*EXERCISE PROMPT:* In the listing below, find the line containing "Clone this screenshot in Svelte 5." and the line containing "let failure = $state('No". Repeat exactly those two lines and every line between them, nothing more.
-- start of INPUT RECORDS --
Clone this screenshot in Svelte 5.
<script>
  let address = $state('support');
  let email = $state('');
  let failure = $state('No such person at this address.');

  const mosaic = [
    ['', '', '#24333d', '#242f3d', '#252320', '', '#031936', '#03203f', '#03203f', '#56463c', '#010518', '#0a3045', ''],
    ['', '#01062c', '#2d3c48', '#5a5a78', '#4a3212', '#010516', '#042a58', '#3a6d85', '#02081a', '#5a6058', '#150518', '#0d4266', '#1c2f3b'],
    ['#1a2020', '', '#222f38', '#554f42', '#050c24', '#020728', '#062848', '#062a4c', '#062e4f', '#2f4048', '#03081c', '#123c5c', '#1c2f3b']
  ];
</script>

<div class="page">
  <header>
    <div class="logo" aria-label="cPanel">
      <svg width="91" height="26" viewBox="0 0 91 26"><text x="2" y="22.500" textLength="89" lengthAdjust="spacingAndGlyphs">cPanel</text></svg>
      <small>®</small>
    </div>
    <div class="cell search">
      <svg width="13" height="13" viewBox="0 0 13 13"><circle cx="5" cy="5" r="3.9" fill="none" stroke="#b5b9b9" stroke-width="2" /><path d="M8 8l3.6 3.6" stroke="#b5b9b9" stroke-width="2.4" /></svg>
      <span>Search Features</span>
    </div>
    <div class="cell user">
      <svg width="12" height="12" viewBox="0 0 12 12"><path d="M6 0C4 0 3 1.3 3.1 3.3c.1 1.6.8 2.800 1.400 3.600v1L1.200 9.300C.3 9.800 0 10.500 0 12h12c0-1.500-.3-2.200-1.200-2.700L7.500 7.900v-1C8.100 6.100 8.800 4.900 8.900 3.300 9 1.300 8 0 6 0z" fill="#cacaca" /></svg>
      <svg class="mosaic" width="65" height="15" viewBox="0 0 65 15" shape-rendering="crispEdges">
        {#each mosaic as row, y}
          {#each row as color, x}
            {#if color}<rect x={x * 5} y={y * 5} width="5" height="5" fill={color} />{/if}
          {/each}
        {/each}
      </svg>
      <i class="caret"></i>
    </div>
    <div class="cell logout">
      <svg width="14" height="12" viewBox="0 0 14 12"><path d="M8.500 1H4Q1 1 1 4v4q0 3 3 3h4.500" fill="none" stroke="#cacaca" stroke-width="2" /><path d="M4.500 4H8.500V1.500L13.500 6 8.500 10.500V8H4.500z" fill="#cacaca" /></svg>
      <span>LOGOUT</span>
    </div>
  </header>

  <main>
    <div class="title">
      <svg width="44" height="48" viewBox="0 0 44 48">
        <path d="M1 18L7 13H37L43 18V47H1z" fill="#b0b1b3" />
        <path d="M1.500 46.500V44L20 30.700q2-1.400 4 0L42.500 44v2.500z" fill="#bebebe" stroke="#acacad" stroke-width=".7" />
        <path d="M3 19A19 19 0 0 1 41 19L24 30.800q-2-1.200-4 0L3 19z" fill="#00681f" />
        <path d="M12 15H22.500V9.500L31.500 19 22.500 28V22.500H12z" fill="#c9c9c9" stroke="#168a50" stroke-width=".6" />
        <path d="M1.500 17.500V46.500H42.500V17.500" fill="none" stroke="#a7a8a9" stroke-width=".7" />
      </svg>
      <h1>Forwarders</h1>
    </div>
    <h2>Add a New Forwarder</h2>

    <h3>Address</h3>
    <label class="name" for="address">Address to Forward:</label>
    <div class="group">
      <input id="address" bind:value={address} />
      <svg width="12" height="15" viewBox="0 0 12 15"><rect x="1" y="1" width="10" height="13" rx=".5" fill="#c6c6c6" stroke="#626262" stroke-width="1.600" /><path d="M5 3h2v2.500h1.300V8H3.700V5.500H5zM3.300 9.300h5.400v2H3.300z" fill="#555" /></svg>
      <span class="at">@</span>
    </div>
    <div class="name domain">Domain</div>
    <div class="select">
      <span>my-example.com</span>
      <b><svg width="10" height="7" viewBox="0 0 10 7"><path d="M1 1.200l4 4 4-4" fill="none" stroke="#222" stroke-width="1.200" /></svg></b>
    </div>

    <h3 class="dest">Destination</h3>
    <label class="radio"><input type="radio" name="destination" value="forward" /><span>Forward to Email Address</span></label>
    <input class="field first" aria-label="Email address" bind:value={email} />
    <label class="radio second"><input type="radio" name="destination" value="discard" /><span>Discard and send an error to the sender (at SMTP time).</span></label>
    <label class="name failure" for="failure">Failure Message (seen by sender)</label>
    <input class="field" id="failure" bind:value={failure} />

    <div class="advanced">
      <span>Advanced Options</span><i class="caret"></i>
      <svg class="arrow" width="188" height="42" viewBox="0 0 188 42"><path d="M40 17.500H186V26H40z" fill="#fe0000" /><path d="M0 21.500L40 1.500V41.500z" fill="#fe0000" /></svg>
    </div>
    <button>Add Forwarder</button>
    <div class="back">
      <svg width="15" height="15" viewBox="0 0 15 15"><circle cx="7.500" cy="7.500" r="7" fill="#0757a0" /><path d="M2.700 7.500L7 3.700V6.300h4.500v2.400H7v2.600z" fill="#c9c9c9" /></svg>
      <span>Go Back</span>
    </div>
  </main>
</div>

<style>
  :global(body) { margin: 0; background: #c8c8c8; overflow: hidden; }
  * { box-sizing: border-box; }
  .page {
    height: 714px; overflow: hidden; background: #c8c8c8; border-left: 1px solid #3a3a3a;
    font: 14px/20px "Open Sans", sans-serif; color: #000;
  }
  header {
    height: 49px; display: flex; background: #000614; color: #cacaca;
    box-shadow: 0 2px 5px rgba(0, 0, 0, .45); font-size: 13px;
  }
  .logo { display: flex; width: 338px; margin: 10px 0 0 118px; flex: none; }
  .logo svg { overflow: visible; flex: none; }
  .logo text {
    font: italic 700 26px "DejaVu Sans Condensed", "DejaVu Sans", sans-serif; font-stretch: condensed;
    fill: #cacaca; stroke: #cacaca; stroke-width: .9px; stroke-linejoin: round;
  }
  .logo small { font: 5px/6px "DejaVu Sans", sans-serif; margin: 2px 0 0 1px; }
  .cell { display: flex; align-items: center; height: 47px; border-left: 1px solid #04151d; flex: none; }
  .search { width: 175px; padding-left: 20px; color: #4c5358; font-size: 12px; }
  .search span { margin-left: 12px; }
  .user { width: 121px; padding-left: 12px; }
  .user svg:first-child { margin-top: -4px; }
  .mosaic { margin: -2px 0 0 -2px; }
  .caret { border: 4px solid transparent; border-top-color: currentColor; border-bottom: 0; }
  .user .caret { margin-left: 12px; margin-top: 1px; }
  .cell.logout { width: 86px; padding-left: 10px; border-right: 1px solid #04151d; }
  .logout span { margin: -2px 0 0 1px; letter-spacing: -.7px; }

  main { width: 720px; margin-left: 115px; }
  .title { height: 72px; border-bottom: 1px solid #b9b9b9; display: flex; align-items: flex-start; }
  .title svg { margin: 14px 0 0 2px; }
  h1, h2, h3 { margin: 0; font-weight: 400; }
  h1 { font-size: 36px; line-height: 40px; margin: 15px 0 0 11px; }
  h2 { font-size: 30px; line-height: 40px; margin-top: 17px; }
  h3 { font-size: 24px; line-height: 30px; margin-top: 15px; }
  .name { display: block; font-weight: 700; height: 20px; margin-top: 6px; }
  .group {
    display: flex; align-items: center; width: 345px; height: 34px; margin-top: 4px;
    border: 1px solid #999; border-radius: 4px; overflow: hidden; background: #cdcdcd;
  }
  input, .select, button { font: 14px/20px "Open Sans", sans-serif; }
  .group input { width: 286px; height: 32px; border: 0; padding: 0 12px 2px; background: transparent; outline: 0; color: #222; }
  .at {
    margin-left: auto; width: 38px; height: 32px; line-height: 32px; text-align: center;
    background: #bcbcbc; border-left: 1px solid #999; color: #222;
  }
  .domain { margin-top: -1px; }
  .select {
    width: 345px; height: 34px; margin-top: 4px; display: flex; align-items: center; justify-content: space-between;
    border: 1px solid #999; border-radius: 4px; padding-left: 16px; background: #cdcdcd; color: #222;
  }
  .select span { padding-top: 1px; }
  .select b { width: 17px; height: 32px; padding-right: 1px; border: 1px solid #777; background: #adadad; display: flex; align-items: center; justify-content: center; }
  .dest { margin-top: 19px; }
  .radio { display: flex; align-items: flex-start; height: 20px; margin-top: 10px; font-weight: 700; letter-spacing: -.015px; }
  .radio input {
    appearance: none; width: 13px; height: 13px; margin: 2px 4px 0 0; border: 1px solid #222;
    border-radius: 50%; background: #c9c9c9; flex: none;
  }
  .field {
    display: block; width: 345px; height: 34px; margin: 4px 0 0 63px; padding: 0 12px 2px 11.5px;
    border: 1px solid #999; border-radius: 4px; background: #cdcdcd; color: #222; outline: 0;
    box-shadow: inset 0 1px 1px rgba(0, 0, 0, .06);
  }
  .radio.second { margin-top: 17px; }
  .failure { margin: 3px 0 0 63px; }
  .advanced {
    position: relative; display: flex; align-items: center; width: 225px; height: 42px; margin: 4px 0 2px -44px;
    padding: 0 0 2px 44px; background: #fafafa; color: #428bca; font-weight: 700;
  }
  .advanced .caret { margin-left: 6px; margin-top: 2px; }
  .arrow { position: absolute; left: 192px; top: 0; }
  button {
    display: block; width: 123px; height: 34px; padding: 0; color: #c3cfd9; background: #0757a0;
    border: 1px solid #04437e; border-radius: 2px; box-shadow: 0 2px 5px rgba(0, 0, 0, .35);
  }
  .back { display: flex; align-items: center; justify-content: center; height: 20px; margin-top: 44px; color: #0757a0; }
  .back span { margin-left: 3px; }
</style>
-- end of INPUT RECORDS --
-- start of INPUT RECORDS --
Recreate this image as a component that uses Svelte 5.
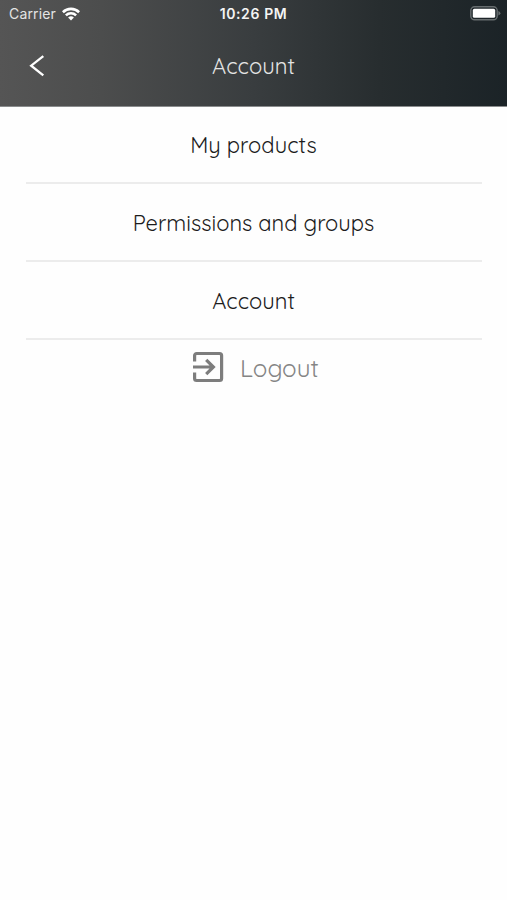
-- end of INPUT RECORDS --
*RESULT OF THE EXERCISE:*
Clone this screenshot in Svelte 5.
<script>
  let address = $state('support');
  let email = $state('');
  let failure = $state('No such person at this address.');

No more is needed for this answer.